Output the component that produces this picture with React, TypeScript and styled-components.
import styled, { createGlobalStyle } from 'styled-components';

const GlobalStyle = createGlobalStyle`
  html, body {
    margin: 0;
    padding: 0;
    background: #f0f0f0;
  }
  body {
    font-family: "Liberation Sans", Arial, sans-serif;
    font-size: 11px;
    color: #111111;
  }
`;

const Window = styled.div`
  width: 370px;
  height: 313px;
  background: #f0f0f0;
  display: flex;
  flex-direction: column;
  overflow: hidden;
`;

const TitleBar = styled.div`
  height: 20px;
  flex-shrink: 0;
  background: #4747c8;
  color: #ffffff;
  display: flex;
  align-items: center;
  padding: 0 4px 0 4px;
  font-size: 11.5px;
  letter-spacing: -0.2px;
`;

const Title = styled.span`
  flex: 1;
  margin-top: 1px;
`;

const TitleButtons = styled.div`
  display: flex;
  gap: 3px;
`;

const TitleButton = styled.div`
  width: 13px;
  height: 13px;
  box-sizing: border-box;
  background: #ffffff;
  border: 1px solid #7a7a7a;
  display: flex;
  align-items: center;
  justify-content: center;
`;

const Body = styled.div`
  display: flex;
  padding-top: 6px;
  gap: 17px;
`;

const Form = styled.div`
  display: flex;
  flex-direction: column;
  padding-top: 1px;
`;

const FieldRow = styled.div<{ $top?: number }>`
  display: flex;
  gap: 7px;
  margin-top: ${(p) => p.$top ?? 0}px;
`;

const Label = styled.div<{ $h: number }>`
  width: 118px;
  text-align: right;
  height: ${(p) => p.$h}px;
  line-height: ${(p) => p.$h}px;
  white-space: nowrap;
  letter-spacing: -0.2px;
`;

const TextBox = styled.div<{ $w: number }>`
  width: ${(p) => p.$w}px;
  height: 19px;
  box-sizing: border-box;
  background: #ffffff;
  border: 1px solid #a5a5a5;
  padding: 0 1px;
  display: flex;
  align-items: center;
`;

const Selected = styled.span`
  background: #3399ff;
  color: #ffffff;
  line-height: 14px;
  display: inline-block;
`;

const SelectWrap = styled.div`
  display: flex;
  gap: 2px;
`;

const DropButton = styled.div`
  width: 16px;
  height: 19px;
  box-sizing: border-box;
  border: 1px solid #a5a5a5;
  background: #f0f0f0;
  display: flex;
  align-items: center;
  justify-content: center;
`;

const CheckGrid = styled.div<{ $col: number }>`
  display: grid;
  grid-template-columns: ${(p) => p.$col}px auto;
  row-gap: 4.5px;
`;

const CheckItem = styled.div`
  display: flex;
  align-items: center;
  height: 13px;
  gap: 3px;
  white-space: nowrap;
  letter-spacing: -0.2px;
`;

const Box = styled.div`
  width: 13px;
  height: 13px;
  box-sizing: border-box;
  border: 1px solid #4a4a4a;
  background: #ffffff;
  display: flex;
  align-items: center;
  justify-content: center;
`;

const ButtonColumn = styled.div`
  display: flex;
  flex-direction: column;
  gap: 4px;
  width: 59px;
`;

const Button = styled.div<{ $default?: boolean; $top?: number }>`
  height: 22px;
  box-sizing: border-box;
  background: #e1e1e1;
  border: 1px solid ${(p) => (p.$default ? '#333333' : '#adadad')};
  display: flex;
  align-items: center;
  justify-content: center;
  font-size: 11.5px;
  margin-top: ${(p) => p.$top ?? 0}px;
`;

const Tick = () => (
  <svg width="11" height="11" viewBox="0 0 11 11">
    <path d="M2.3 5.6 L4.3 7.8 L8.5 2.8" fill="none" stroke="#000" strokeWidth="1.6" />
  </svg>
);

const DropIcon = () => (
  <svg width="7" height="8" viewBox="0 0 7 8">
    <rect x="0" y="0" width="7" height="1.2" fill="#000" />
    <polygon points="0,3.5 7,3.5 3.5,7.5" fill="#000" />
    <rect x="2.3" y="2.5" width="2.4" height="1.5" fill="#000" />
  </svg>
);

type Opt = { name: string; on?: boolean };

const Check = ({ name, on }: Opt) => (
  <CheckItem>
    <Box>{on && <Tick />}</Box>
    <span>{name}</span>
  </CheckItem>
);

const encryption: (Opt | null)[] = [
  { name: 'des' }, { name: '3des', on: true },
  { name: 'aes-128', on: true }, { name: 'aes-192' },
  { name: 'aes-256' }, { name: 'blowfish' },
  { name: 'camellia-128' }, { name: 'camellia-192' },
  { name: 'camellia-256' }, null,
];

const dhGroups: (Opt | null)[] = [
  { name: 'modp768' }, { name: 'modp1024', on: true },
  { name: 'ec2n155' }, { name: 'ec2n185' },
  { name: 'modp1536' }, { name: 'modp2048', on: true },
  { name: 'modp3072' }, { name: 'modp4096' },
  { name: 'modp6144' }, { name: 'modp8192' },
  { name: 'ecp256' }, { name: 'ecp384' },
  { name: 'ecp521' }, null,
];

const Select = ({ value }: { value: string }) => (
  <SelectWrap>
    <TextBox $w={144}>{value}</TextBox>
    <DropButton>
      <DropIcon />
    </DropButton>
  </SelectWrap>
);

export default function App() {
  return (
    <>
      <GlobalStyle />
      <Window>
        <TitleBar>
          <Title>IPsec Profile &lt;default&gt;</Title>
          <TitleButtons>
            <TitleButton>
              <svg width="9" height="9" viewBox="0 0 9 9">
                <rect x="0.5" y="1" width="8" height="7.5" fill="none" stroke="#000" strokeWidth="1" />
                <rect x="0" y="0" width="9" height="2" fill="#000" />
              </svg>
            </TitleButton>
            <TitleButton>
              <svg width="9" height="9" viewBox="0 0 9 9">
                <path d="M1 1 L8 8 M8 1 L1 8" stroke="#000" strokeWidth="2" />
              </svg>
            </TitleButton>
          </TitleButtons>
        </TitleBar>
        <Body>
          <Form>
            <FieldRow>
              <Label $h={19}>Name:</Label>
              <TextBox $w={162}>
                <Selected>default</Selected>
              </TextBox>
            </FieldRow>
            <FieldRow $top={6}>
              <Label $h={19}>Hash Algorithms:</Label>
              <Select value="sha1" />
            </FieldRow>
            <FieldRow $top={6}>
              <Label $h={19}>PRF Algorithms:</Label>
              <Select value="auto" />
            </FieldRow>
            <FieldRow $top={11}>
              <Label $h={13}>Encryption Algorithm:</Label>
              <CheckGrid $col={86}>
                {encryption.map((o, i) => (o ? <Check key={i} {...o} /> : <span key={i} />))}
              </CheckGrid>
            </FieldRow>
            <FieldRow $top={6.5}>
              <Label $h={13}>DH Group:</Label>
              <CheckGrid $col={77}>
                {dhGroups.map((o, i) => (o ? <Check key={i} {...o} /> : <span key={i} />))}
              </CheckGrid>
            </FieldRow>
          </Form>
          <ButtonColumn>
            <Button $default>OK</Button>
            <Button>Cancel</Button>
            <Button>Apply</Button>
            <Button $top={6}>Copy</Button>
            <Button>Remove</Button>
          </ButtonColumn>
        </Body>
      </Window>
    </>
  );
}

○ ○ ○ ○

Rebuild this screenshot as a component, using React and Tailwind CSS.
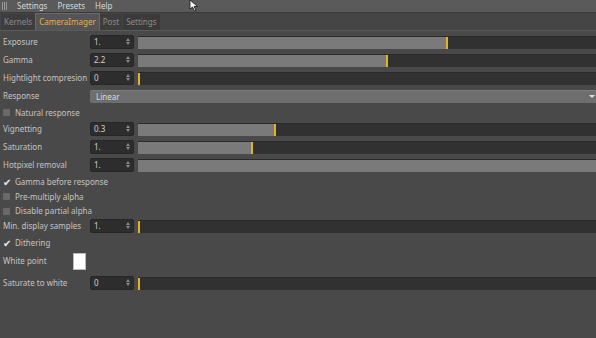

○ ○ ○ ○

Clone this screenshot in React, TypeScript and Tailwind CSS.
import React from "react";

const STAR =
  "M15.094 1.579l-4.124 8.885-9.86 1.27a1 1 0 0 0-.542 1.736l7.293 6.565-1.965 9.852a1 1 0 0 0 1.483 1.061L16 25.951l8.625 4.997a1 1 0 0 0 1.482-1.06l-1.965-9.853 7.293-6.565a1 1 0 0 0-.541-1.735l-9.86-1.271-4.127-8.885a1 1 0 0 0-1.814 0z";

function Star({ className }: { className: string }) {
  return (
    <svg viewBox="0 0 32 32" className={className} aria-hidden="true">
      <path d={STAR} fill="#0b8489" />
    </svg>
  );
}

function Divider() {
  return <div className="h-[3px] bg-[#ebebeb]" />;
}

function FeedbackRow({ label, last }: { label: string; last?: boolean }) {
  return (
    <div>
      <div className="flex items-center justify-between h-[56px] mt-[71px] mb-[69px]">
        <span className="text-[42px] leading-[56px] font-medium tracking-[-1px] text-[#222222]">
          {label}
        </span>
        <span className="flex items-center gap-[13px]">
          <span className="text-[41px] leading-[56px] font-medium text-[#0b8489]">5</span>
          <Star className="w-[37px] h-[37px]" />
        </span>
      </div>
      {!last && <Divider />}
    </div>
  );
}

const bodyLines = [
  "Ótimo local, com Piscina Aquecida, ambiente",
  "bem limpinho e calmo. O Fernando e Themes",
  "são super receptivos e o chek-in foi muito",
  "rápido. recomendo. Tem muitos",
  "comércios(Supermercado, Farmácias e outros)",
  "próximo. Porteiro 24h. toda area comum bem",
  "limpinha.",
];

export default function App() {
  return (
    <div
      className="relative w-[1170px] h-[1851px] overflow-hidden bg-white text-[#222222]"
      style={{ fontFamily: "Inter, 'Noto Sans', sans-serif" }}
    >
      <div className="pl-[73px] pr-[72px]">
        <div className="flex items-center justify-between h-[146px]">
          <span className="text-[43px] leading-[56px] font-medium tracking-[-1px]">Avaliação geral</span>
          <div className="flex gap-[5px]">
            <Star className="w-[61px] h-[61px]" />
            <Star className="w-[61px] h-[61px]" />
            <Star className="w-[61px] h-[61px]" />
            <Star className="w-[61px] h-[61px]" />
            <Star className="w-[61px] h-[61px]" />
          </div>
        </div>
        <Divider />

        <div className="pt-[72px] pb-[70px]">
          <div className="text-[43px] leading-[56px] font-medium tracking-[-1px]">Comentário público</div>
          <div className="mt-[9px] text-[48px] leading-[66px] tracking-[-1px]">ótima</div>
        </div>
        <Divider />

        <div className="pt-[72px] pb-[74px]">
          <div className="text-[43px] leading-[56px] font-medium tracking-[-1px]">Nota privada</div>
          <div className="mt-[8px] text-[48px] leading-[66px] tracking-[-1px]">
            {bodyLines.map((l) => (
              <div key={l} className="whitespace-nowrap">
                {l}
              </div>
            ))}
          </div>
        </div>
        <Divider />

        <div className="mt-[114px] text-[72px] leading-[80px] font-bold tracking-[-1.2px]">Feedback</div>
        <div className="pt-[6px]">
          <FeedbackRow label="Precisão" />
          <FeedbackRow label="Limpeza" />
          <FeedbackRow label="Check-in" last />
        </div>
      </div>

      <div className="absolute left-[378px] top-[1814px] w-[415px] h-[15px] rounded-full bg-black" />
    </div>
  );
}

○ ○ ○ ○

> [Exercise prompt]: Write out, exactly as they stand, the lines from the one containing "Clone this screenshot" through the one containing "1.579l-4.124 8.885-9.86 1.27a1", both ends included.

> [Output below]:
Clone this screenshot in React, TypeScript and Tailwind CSS.
import React from "react";

const STAR =
  "M15.094 1.579l-4.124 8.885-9.86 1.27a1 1 0 0 0-.542 1.736l7.293 6.565-1.965 9.852a1 1 0 0 0 1.483 1.061L16 25.951l8.625 4.997a1 1 0 0 0 1.482-1.06l-1.965-9.853 7.293-6.565a1 1 0 0 0-.541-1.735l-9.86-1.271-4.127-8.885a1 1 0 0 0-1.814 0z";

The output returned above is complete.